The archives of the Cooper Hewitt, Smithsonian Design Museum span 3,000 years of history. That means the oldest object in the collection, the Egyptian "lotus-shaped cup" existed before people started referring to calendar years as anno Domini. Some of the newest artifacts, like architectural drawings acquired in recent years, are of structures that haven’t even been built yet. Ancient history, the future, and all the years in between---that’s a lot of stuff. And now you can see it all online.
At least, almost all of it. The Cooper Hewitt just completed a massive digitization project, in which it made 200,000 items---92 percent of the museum’s entire collection---available online. A major curatorial feat, the project took a year and a half, dozens of staffers, and digitization experts from The Netherlands to complete. At times, the team was digitizing 600 objects a day, and adding them to the online collection within 48 hours.
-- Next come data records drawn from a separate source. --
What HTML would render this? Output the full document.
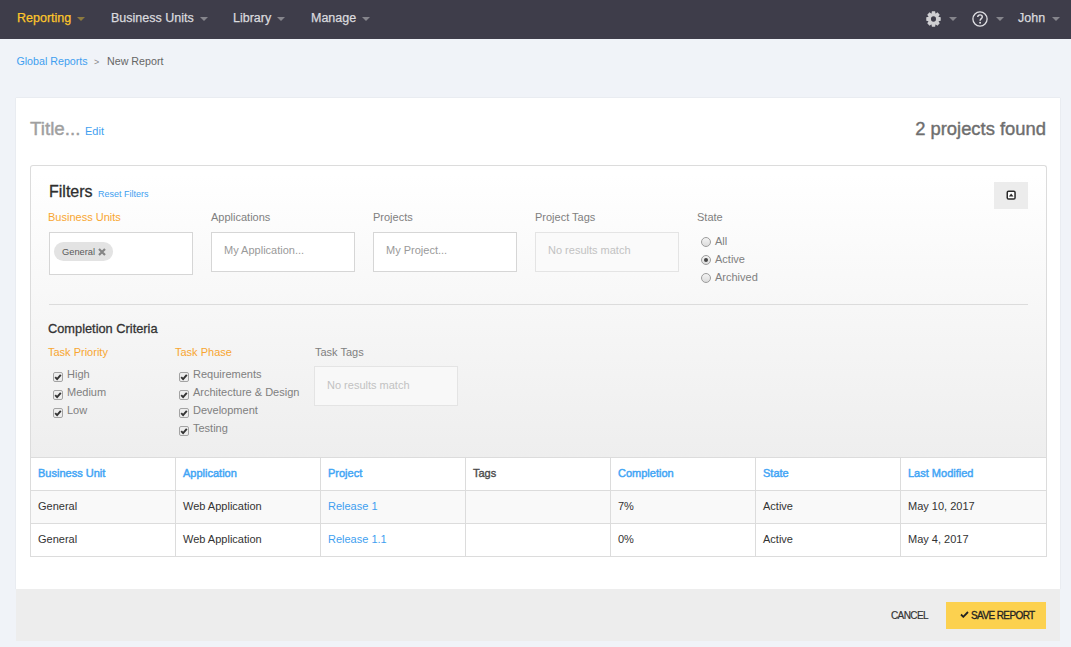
<!DOCTYPE html>
<html><head><meta charset="utf-8">
<style>
*{margin:0;padding:0;box-sizing:border-box}
html,body{width:1071px;height:647px;overflow:hidden;background:#f0f3f8;font-family:"Liberation Sans",sans-serif;position:relative}
.a{position:absolute}
.t{position:absolute;white-space:nowrap;line-height:1}
#nav{left:0;top:0;width:1071px;height:39px;background:#3e3d4a}
.nv{font-size:12.5px;color:#dadade;-webkit-text-stroke:.25px}
.car{position:absolute;width:0;height:0;border-left:4px solid transparent;border-right:4px solid transparent;border-top:4px solid #85858c}
#card{left:16px;top:98px;width:1044px;height:491px;background:#fff;box-shadow:0 0 1px rgba(0,0,0,.18)}
#foot{left:16px;top:589px;width:1044px;height:52px;background:#ededed}
#filt{left:30px;top:165px;width:1017px;height:293px;border:1px solid #dcdcdc;border-bottom:none;border-radius:3px 3px 0 0;background:linear-gradient(#fff 0,#fff 8px,#eeeeee 100%)}
.lbl{font-size:11px;color:#808080}
.org{color:#f8a631}
.m{-webkit-text-stroke:.35px}
.inp{position:absolute;background:#fff;border:1px solid #d6d6d6;width:144px;height:40px}
.ph{font-size:11px;color:#9a9a9a}
.blue{color:#3f9ff0}
.rad{position:absolute;width:10px;height:10px;border-radius:50%;border:1px solid #9d9d9d;background:linear-gradient(#f3f3f3,#dcdcdc)}
.chk{position:absolute;width:10px;height:10px;border-radius:2px;border:1px solid #a0a0a0;background:#f0f0f0}
.chk svg{position:absolute;left:0;top:0}
table{position:absolute;left:30px;top:457px;width:1017px;border-collapse:collapse;table-layout:fixed}
td,th{border:1px solid #dcdcdc;height:33px;font-size:11px;text-align:left;padding:0 7px;color:#333;font-weight:normal;white-space:nowrap}
th{color:#42a5f5;font-weight:normal;-webkit-text-stroke:.45px;padding-bottom:2px}
td{padding-bottom:2px}
tr.s td{background:#f9f9f9}
</style></head><body>
<div id="nav" class="a">
  <div class="t nv" style="left:17px;top:12px;color:#fdc52a">Reporting</div><div class="car" style="left:77px;top:17px;border-top-color:#8c7a3e"></div>
  <div class="t nv" style="left:111px;top:12px">Business Units</div><div class="car" style="left:200px;top:17px"></div>
  <div class="t nv" style="left:233px;top:12px">Library</div><div class="car" style="left:277px;top:17px"></div>
  <div class="t nv" style="left:311px;top:12px">Manage</div><div class="car" style="left:362px;top:17px"></div>
  <svg class="a" style="left:925.5px;top:11px" width="15" height="16" viewBox="0 0 16 16" preserveAspectRatio="none"><path fill="#cfcfd2" d="M5.80 2.85 L6.30 0.29 L9.70 0.29 L10.20 2.85 L10.09 2.80 L12.25 1.34 L14.66 3.75 L13.20 5.91 L13.15 5.80 L15.71 6.30 L15.71 9.70 L13.15 10.20 L13.20 10.09 L14.66 12.25 L12.25 14.66 L10.09 13.20 L10.20 13.15 L9.70 15.71 L6.30 15.71 L5.80 13.15 L5.91 13.20 L3.75 14.66 L1.34 12.25 L2.80 10.09 L2.85 10.20 L0.29 9.70 L0.29 6.30 L2.85 5.80 L2.80 5.91 L1.34 3.75 L3.75 1.34 L5.91 2.80Z"/><circle cx="8" cy="8" r="2.7" fill="#3e3d4a"/></svg>
  <div class="car" style="left:949px;top:17px"></div>
  <svg class="a" style="left:972px;top:11px" width="16" height="16" viewBox="0 0 16 16"><circle cx="8" cy="8" r="7.1" fill="none" stroke="#e0e0e4" stroke-width="1.3"/><path d="M5.7 6.1C5.7 4.7 6.7 3.9 8 3.9C9.3 3.9 10.3 4.8 10.3 6C10.3 7.5 8.1 7.8 8.1 9.7" fill="none" stroke="#e0e0e4" stroke-width="1.4"/><circle cx="8.1" cy="11.8" r=".95" fill="#e0e0e4"/></svg>
  <div class="car" style="left:996px;top:17px"></div>
  <div class="t nv" style="left:1018px;top:12px">John</div><div class="car" style="left:1052px;top:17px"></div>
</div>

<div class="t blue" style="left:16.4px;top:56px;font-size:10.7px">Global Reports</div>
<div class="t" style="left:94px;top:58px;font-size:9px;color:#888">&gt;</div>
<div class="t" style="left:107px;top:56px;font-size:10.7px;color:#666">New Report</div>

<div id="card" class="a"></div>
<div id="foot" class="a"></div>

<div class="t m" style="left:30px;top:119.5px;font-size:18.8px;color:#a0a0a0;-webkit-text-stroke:.4px">Title...</div>
<div class="t blue" style="left:85px;top:126px;font-size:11px">Edit</div>
<div class="t m" style="right:25px;top:119.5px;font-size:18.4px;color:#6e6e6e;-webkit-text-stroke:.4px">2 projects found</div>

<div id="filt" class="a"></div>
<div class="t m" style="left:49px;top:184px;font-size:16px;color:#2e2e2e;-webkit-text-stroke:.3px">Filters</div>
<div class="t blue" style="left:98px;top:190px;font-size:9px">Reset Filters</div>
<div class="a" style="left:994px;top:182px;width:34px;height:27px;background:#ececec"></div>
<svg class="a" style="left:1005.8px;top:189.8px" width="10" height="10" viewBox="0 0 10 10"><rect x="1.25" y="1.25" width="7.8" height="7.8" rx="1.3" fill="#fff" stroke="#2a2a2a" stroke-width="1.5"/><path d="M2.8 6.5L5.15 3.4L7.5 6.5Z" fill="#2a2a2a"/></svg>

<div class="t lbl org" style="left:48px;top:212px">Business Units</div>
<div class="t lbl" style="left:211px;top:212px">Applications</div>
<div class="t lbl" style="left:373px;top:212px">Projects</div>
<div class="t lbl" style="left:535px;top:212px">Project Tags</div>
<div class="t lbl" style="left:697px;top:212px">State</div>

<div class="inp" style="left:49px;top:232px;height:43px"></div>
<div class="a" style="left:54px;top:242px;width:59px;height:19px;border-radius:10px;background:#e3e3e3"></div>
<div class="t" style="left:62px;top:247.6px;font-size:9.3px;color:#5a5a5a">General</div>
<svg class="a" style="left:98px;top:248px" width="8" height="8" viewBox="0 0 8 8"><path d="M1 1L7 7M7 1L1 7" stroke="#858585" stroke-width="2.2"/></svg>

<div class="inp" style="left:211px;top:232px"></div>
<div class="t ph" style="left:224px;top:245px">My Application...</div>
<div class="inp" style="left:373px;top:232px"></div>
<div class="t ph" style="left:386px;top:245px">My Project...</div>
<div class="inp" style="left:535px;top:232px;background:#fafafa;border-color:#e4e4e4"></div>
<div class="t ph" style="left:548px;top:245px;color:#c2c2c2">No results match</div>

<div class="rad" style="left:701px;top:237px"></div>
<div class="t lbl" style="left:715px;top:236px">All</div>
<div class="rad" style="left:701px;top:255px"></div>
<div class="a" style="left:704px;top:258px;width:4px;height:4px;border-radius:50%;background:#444"></div>
<div class="t lbl" style="left:715px;top:254px">Active</div>
<div class="rad" style="left:701px;top:273px"></div>
<div class="t lbl" style="left:715px;top:272px">Archived</div>

<div class="a" style="left:49px;top:304px;width:979px;height:1px;background:#dcdcdc"></div>

<div class="t" style="left:48px;top:323px;font-size:12.8px;color:#333;-webkit-text-stroke:.3px">Completion Criteria</div>
<div class="t lbl org" style="left:48px;top:347px">Task Priority</div>
<div class="t lbl org" style="left:175px;top:347px">Task Phase</div>
<div class="t lbl" style="left:315px;top:347px">Task Tags</div>

<svg class="a" style="left:53px;top:372px" width="10" height="10" viewBox="0 0 10 10"><rect x=".5" y=".5" width="9" height="9" rx="1.5" fill="#ededed" stroke="#a3a3a3"/><path d="M2.2 5.2L4.1 7.2L7.8 2.8" fill="none" stroke="#333" stroke-width="1.9"/></svg><svg class="a" style="left:53px;top:390px" width="10" height="10" viewBox="0 0 10 10"><rect x=".5" y=".5" width="9" height="9" rx="1.5" fill="#ededed" stroke="#a3a3a3"/><path d="M2.2 5.2L4.1 7.2L7.8 2.8" fill="none" stroke="#333" stroke-width="1.9"/></svg><svg class="a" style="left:53px;top:408px" width="10" height="10" viewBox="0 0 10 10"><rect x=".5" y=".5" width="9" height="9" rx="1.5" fill="#ededed" stroke="#a3a3a3"/><path d="M2.2 5.2L4.1 7.2L7.8 2.8" fill="none" stroke="#333" stroke-width="1.9"/></svg><svg class="a" style="left:179px;top:372px" width="10" height="10" viewBox="0 0 10 10"><rect x=".5" y=".5" width="9" height="9" rx="1.5" fill="#ededed" stroke="#a3a3a3"/><path d="M2.2 5.2L4.1 7.2L7.8 2.8" fill="none" stroke="#333" stroke-width="1.9"/></svg><svg class="a" style="left:179px;top:390px" width="10" height="10" viewBox="0 0 10 10"><rect x=".5" y=".5" width="9" height="9" rx="1.5" fill="#ededed" stroke="#a3a3a3"/><path d="M2.2 5.2L4.1 7.2L7.8 2.8" fill="none" stroke="#333" stroke-width="1.9"/></svg><svg class="a" style="left:179px;top:408px" width="10" height="10" viewBox="0 0 10 10"><rect x=".5" y=".5" width="9" height="9" rx="1.5" fill="#ededed" stroke="#a3a3a3"/><path d="M2.2 5.2L4.1 7.2L7.8 2.8" fill="none" stroke="#333" stroke-width="1.9"/></svg><svg class="a" style="left:179px;top:426px" width="10" height="10" viewBox="0 0 10 10"><rect x=".5" y=".5" width="9" height="9" rx="1.5" fill="#ededed" stroke="#a3a3a3"/><path d="M2.2 5.2L4.1 7.2L7.8 2.8" fill="none" stroke="#333" stroke-width="1.9"/></svg>
<div class="t lbl" style="left:67px;top:369px">High</div>
<div class="t lbl" style="left:67px;top:387px">Medium</div>
<div class="t lbl" style="left:67px;top:405px">Low</div>
<div class="t lbl" style="left:193px;top:369px">Requirements</div>
<div class="t lbl" style="left:193px;top:387px">Architecture &amp; Design</div>
<div class="t lbl" style="left:193px;top:405px">Development</div>
<div class="t lbl" style="left:193px;top:423px">Testing</div>

<div class="inp" style="left:314px;top:366px;height:40px;background:#f8f8f8;border-color:#e4e4e4"></div>
<div class="t ph" style="left:327px;top:380px;color:#c2c2c2">No results match</div>

<table>
<colgroup><col style="width:145px"><col style="width:145px"><col style="width:145px"><col style="width:145px"><col style="width:145px"><col style="width:145px"><col style="width:146px"></colgroup>
<tr><th>Business Unit</th><th>Application</th><th>Project</th><th style="color:#4a4a4a;-webkit-text-stroke:.35px">Tags</th><th>Completion</th><th>State</th><th>Last Modified</th></tr>
<tr class="s"><td>General</td><td>Web Application</td><td class="blue">Release 1</td><td></td><td>7%</td><td>Active</td><td>May 10, 2017</td></tr>
<tr><td>General</td><td>Web Application</td><td class="blue">Release 1.1</td><td></td><td>0%</td><td>Active</td><td>May 4, 2017</td></tr>
</table>

<div class="t" style="left:891px;top:611px;font-size:10px;letter-spacing:-.6px;color:#333;-webkit-text-stroke:.2px">CANCEL</div>
<div class="a" style="left:946px;top:602px;width:100px;height:27px;background:#fcd14f"></div>
<svg class="a" style="left:960px;top:611px" width="9" height="7" viewBox="0 0 9 7"><path d="M1 3.5L3.3 5.8L8 1" fill="none" stroke="#222" stroke-width="1.8"/></svg>
<div class="t" style="left:971px;top:611px;font-size:10px;letter-spacing:-.6px;color:#222;-webkit-text-stroke:.3px">SAVE REPORT</div>
</body></html>
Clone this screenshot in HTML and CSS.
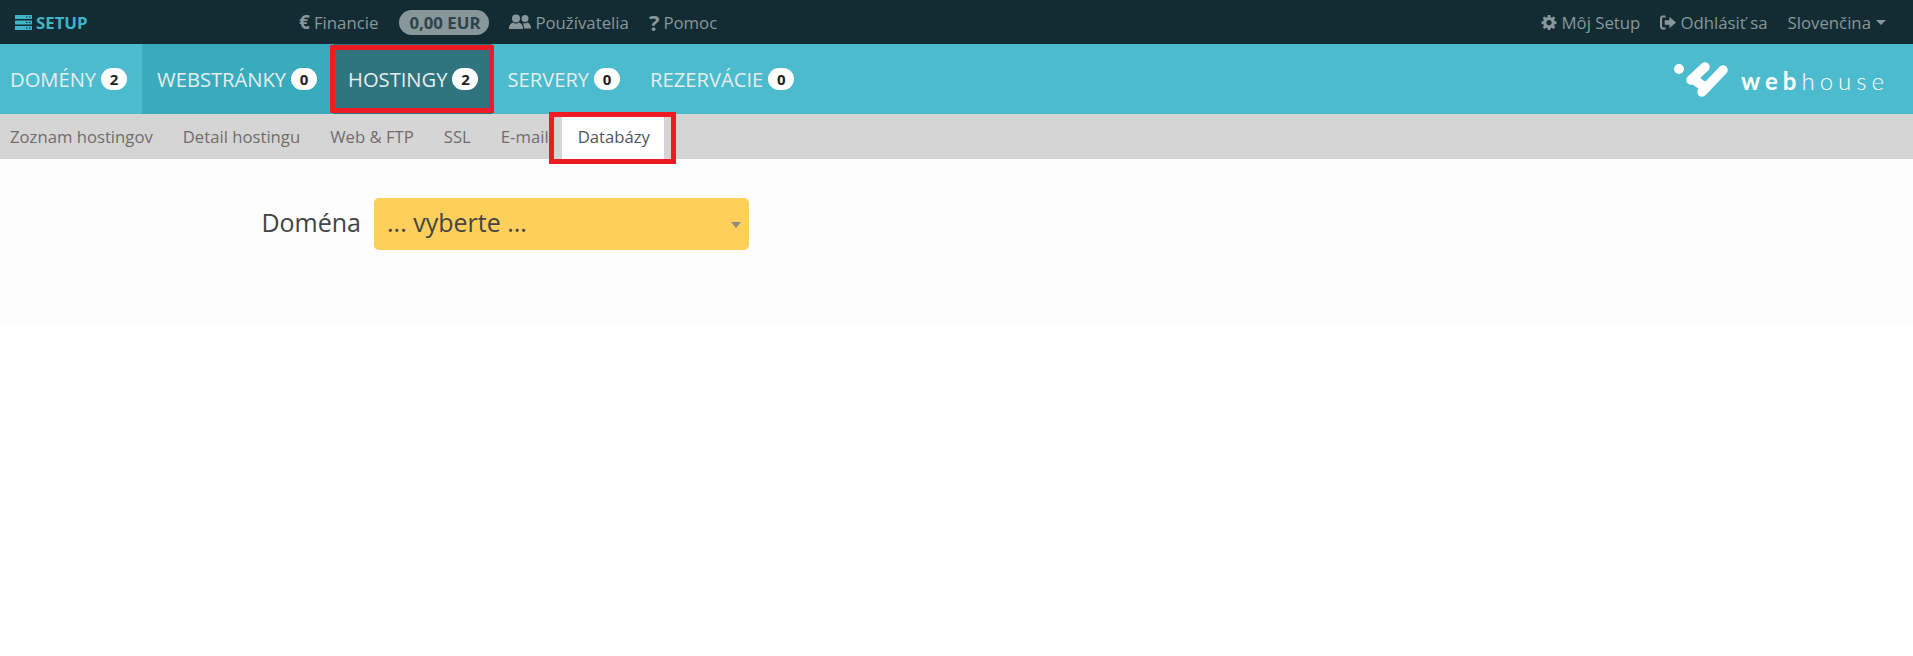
FILE: index.html
```html
<!DOCTYPE html>
<html lang="sk">
<head>
<meta charset="utf-8">
<title>Setup</title>
<link rel="stylesheet" href="styles.css">
</head>
<body>
<header class="topbar">
  <a class="brand">
    <svg class="brand-icon" viewBox="0 0 17 15"><path d="M0 0h17v4H0zM0 5.500h17v4H0zM0 11h17v4H0z" fill="#3fb4c8"/><path d="M11 1.500h1.500v1H11zM14 1.500h1.500v1H14zM11 7h1.500v1H11zM14 7h1.500v1H14zM11 12.500h1.500v1H11zM14 12.500h1.500v1H14z" fill="#132c33"/></svg>
    SETUP
  </a>
  <nav class="topnav">
    <a class="toplink"><span class="glyph">€</span> Financie</a>
    <span class="pill">0,00 EUR</span>
    <a class="toplink"><svg class="icon users" viewBox="0 0 22 16"><circle cx="7" cy="4.500" r="4"/><circle cx="16" cy="4.500" r="3.500"/><path d="M0 15c0-4 2-6 4-6.500 2 1.500 4 1.500 6 0 2 .5 4 2.500 4 6.500z"/><path d="M15 14.500h7c0-3.500-1.500-5.500-3.500-6-1.500 1-3 1-4.500.5 0 0 1 2.500 1 5.500z"/></svg> Používatelia</a>
    <a class="toplink"><span class="glyph big">?</span> Pomoc</a>
  </nav>
  <nav class="topnav right">
    <a class="toplink"><svg class="icon" viewBox="0 0 16 16"><path fill-rule="evenodd" d="M6.700 0h2.600l.4 2.200 1.300.6 1.900-1.300 1.800 1.800-1.300 1.900.6 1.300 2 .4v2.600l-2 .4-.6 1.300 1.300 1.900-1.800 1.800-1.900-1.300-1.300.6-.4 2.200H6.700l-.4-2.200-1.300-.6-1.900 1.300-1.800-1.800 1.300-1.900-.6-1.300-2-.4V6.900l2-.4.6-1.300L1.300 3.300l1.800-1.800L5 2.800l1.300-.6zM8 5.200a2.800 2.800 0 1 0 0 5.600 2.800 2.800 0 0 0 0-5.600z"/></svg> Môj Setup</a>
    <a class="toplink"><svg class="icon" viewBox="0 0 17 15"><path d="M6 0v2.200H3.500c-.8 0-1.300.5-1.300 1.300v8c0 .8.5 1.300 1.300 1.300H6V15H3C1.300 15 0 13.700 0 12V3c0-1.700 1.300-3 3-3z"/><path d="M10 1.500 17 7.500l-7 6V10H5V5h5z"/></svg> Odhlásiť sa</a>
    <a class="toplink lang">Slovenčina <span class="caret"></span></a>
  </nav>
</header>

<nav class="mainnav">
  <a class="tab first">DOMÉNY <span class="badge">2</span></a>
  <a class="tab hover">WEBSTRÁNKY <span class="badge">0</span></a>
  <a class="tab active">HOSTINGY <span class="badge">2</span></a>
  <a class="tab">SERVERY <span class="badge">0</span></a>
  <a class="tab">REZERVÁCIE <span class="badge">0</span></a>
  <div class="logo">
    <svg class="logo-mark" viewBox="0 0 56 42"><circle cx="6" cy="13" r="5" fill="#fff"/><g fill="none" stroke="#fff" stroke-width="9.500" stroke-linecap="round"><path d="M18 24 32 11"/><path d="M20 23 33 32"/><path d="M29 36 50 14"/></g></svg>
    <span class="logo-text"><b>web</b>house</span>
  </div>
</nav>

<nav class="subnav">
  <a class="subtab">Zoznam hostingov</a>
  <a class="subtab">Detail hostingu</a>
  <a class="subtab">Web &amp; FTP</a>
  <a class="subtab">SSL</a>
  <a class="subtab">E-mail</a>
  <a class="subtab current">Databázy</a>
</nav>

<main class="content">
  <form class="field">
    <label class="field-label">Doména</label>
    <div class="select">... vyberte ...<span class="select-caret"></span></div>
  </form>
</main>

<div class="mark mark-hosting"></div>
<div class="mark mark-db"></div>
</body>
</html>
```

FILE: styles.css
```css
* { box-sizing: border-box; }
html, body { margin: 0; padding: 0; }
body {
  background: #fff;
  font-family: "Open Sans", sans-serif;
  color: #444;
  position: relative;
}
a { display: inline-flex; align-items: center; }

.topbar {
  height: 44px;
  background: #132c33;
  display: flex;
  align-items: center;
  padding: 0 27px 0 15px;
  font-size: 16.800px;
  color: #889799;
}
.brand {
  width: 284px;
  font-weight: 700;
  font-size: 16.800px;
  color: #3fb4c8;
  gap: 4px;
}
.brand-icon { width: 17px; height: 15px; }
.topnav { display: flex; align-items: center; gap: 20px; }
.topnav.right { margin-left: auto; }
.toplink { gap: 4px; white-space: nowrap; }
.glyph { font-weight: 700; font-size: 19px; line-height: 1; }
.glyph.big { font-size: 22px; }
.icon { width: 16px; height: 15px; fill: #889799; }
.icon.users { width: 22px; height: 16px; }
.pill {
  background: #889799;
  color: #2f444a;
  font-weight: 700;
  border-radius: 13px;
  height: 25px;
  line-height: 25px;
  padding: 0 10px;
  width: 90px;
  margin-left: 1px;
  white-space: nowrap;
}
.caret {
  width: 0; height: 0;
  border-left: 5px solid transparent;
  border-right: 5px solid transparent;
  border-top: 5px solid #889799;
  margin-left: 1px;
}

.mainnav {
  height: 70px;
  background: #4bbbcd;
  display: flex;
  align-items: stretch;
  padding-right: 24px;
}
.tab {
  padding: 0 15px;
  font-size: 20.160px;
  color: #e6eeee;
  gap: 5px;
  white-space: nowrap;
}
.tab.first { padding-left: 10px; }
.tab.hover { background: #3aabbd; }
.tab.active { background: #2f747f; margin-left: 1px; padding-right: 14px; }
.badge {
  background: #fff;
  color: #222;
  font-size: 15px;
  font-weight: 700;
  width: 26px;
  height: 22px;
  line-height: 22px;
  text-align: center;
  border-radius: 11px;
}
.logo {
  margin-left: auto;
  display: flex;
  align-items: center;
  gap: 12px;
}
.logo-mark { width: 56px; height: 42px; margin-bottom: 4px; }
.logo-text {
  font-family: "Lato", sans-serif;
  font-weight: 300;
  font-size: 24px;
  letter-spacing: 5px;
  color: #fff;
  margin-top: 2px;
}
.logo-text b { font-weight: 700; }

.subnav {
  height: 45px;
  background: #d5d5d5;
  display: flex;
  align-items: stretch;
  padding-left: 10px;
  font-size: 16.700px;
  color: #726c6c;
}
.subtab { margin-right: 30px; white-space: nowrap; }
.subtab.current {
  background: #fff;
  color: #4e5566;
  margin-left: -17px;
  padding: 0 15px 0 16px;
  width: 102px;
}

.content {
  height: 167px;
  background: #fdfdfd;
  padding-top: 39px;
}
.field { display: flex; align-items: center; height: 52px; margin: 0; }
.field-label {
  width: 361px;
  text-align: right;
  font-size: 25px;
  position: relative;
  top: -2px;
}
.select {
  margin-left: 13px;
  width: 375px;
  height: 52px;
  line-height: 48px;
  background: #ffcf5c;
  border-radius: 5px;
  padding-left: 13px;
  font-size: 25px;
  position: relative;
}
.select-caret {
  position: absolute;
  right: 8px;
  top: 24px;
  border-left: 5px solid transparent;
  border-right: 5px solid transparent;
  border-top: 6px solid #8d8a80;
}

.mark {
  position: absolute;
  border: 5px solid #ed1c24;
}
.mark-hosting { left: 330px; top: 45px; width: 164px; height: 68px; }
.mark-db { left: 549px; top: 112px; width: 127px; height: 52px; }
```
This effort feeds into the museum’s overarching digital strategy, which is to give visitors as much interactive access to the collection as possible. In the physical museum, that happens through picnic table-sized touchscreen displays. When the Cooper Hewitt reopened in December 2014, after three years of restoration, it introduced a new paradigm in museum design with those tables, which are really like table-sized computers. Through them, visitors can explore the digital archives, draw their own designs, and even save items to a personal account, through a high-tech digital pen.
But the whole collection can’t live in those computers. “That would be overwhelming to the general public---like where do you begin?” says Matilda McQuaid, the Cooper Hewitt curator who led the digitization project. “But we can certainly pull from that the larger digitization project to create things that are like mini-exhibitions on the digital tables.” McQuaid says curators will try to cap it at 4,000 objects for those virtual galleries.
The online collection offers a different experience. It’s bigger, of course, but it also functions a bit more like a library. You can search by origin country, designer, or even color. And whenever you do land on an archived object, there’s a suite of meta-data available that highlights design similarities to other objects you likely wouldn’t have considered.
An example: a print by Wenzel Jamnitzer, from 1568, of two geometric cones, balancing precariously on small benches, is “related,” curators say, to a wooden bell tower model from 1880 and concept drawings from the Pixar movies A Bug’s Life and Monsters, Inc. These playful linkages quickly turn into time-devouring rabbit holes.
That was, of course, intentional. “Once you put your entire collection online, there’s a responsibility to make it usable,” McQuaid says. “There has to be some kind of search mechanism that can appeal not only to the scholars and academics, but hopefully to the public as well." That shouldn't be a problem for the Cooper Hewitt. With 200,000 objects to discovered, it's safe to say there's something for everyone.